▶ **What this task involves**
Every line holding the string "styles" should be gathered.

▶ **Recorded data**
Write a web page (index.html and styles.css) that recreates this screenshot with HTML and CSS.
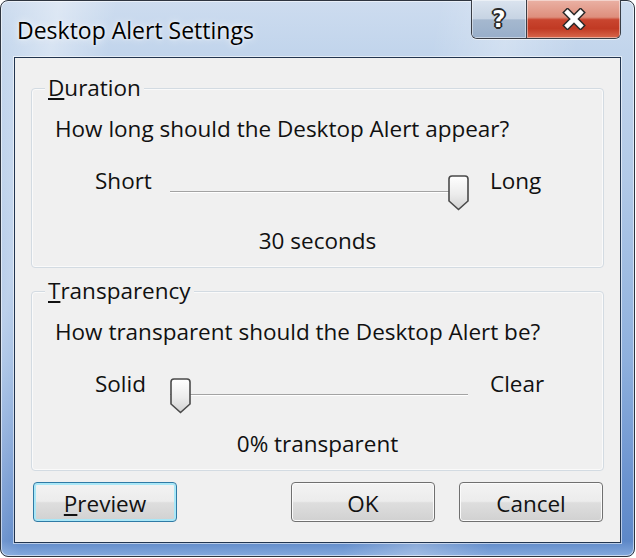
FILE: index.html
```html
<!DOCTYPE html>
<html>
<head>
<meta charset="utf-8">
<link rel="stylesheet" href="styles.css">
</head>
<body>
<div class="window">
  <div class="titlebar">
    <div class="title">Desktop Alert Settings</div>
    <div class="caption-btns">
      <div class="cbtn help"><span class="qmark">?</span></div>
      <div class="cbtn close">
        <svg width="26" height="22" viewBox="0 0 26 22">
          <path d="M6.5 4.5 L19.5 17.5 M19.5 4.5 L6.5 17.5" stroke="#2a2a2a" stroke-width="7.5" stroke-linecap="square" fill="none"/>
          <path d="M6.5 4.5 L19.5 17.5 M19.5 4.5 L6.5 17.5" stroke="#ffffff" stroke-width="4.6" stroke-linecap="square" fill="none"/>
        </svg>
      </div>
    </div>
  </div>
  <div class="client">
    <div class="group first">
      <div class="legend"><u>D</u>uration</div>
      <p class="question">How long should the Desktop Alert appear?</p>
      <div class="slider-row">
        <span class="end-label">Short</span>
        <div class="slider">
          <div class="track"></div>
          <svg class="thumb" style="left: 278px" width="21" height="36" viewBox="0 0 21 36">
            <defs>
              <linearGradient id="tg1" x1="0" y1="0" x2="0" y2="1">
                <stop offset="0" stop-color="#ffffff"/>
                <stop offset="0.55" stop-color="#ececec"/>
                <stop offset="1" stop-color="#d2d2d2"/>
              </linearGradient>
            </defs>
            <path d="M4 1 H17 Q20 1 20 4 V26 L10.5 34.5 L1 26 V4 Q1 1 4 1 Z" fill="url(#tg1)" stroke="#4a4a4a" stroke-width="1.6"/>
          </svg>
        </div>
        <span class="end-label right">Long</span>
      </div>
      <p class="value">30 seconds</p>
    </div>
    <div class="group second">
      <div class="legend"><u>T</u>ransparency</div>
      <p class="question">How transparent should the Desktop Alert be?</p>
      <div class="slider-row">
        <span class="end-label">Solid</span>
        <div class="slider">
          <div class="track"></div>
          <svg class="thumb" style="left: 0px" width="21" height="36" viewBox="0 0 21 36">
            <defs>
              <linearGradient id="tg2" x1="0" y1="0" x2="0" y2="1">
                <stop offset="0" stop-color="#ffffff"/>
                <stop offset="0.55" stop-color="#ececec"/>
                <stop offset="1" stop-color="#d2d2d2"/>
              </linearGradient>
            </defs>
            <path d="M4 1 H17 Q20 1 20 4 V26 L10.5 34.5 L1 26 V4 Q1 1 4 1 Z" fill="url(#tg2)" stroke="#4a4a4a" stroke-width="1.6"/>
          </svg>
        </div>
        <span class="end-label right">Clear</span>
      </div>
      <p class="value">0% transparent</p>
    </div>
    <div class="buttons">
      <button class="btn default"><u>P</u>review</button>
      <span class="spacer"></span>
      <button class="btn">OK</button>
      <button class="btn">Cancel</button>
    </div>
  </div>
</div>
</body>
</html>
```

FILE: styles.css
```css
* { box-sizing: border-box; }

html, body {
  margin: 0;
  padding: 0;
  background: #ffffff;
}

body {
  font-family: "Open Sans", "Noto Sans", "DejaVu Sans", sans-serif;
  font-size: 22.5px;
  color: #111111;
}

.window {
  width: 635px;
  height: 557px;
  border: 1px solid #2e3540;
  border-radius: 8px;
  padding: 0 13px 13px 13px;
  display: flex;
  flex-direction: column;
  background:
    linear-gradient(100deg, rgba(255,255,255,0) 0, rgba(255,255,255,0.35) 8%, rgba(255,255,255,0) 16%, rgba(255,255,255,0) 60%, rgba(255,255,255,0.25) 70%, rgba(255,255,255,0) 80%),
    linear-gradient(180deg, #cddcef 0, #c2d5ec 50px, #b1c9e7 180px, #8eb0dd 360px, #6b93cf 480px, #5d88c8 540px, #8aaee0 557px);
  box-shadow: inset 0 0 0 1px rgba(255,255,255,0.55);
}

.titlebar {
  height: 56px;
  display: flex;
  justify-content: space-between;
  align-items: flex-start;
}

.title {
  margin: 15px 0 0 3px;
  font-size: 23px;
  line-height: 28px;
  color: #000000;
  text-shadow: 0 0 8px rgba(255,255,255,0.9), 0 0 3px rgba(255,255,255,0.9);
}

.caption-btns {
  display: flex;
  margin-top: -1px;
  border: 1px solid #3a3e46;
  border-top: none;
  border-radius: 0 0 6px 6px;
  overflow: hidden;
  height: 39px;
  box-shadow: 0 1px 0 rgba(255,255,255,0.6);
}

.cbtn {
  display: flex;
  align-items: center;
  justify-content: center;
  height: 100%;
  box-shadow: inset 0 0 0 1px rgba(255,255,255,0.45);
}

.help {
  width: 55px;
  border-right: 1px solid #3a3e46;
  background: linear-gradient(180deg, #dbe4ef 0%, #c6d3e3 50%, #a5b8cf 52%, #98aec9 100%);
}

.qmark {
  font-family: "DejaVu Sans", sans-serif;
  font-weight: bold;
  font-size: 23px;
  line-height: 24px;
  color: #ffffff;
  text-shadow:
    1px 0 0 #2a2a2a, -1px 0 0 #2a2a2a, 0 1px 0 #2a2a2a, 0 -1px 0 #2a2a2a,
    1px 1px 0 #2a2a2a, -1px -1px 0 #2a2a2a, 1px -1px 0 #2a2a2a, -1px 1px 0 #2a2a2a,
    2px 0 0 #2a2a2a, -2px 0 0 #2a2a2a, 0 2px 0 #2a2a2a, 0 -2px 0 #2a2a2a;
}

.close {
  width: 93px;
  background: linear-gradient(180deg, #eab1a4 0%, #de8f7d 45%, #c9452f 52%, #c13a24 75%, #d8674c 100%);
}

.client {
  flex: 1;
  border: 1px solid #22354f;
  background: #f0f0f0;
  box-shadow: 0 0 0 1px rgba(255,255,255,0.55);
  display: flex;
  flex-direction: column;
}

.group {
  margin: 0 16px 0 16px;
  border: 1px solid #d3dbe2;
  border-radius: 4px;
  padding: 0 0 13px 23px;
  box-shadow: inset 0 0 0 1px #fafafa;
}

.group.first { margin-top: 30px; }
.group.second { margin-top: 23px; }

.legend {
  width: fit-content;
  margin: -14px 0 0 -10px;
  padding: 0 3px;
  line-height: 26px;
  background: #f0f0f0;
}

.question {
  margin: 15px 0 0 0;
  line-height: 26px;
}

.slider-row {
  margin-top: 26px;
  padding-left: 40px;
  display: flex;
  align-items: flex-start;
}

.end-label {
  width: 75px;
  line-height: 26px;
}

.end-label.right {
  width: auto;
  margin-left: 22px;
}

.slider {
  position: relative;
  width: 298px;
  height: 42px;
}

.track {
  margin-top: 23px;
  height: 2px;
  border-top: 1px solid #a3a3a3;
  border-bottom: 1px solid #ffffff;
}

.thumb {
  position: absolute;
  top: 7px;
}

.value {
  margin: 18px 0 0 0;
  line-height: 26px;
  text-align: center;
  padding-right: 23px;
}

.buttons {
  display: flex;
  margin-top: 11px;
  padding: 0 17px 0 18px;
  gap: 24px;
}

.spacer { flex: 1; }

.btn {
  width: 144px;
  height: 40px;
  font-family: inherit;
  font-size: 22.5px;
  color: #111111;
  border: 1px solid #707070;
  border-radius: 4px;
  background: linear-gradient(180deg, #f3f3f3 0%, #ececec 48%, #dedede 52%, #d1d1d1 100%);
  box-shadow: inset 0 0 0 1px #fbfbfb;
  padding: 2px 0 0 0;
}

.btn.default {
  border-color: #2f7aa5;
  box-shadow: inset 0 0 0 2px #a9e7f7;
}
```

▶ **Answer to the exercise**
Write a web page (index.html and styles.css) that recreates this screenshot with HTML and CSS.
<link rel="stylesheet" href="styles.css">
FILE: styles.css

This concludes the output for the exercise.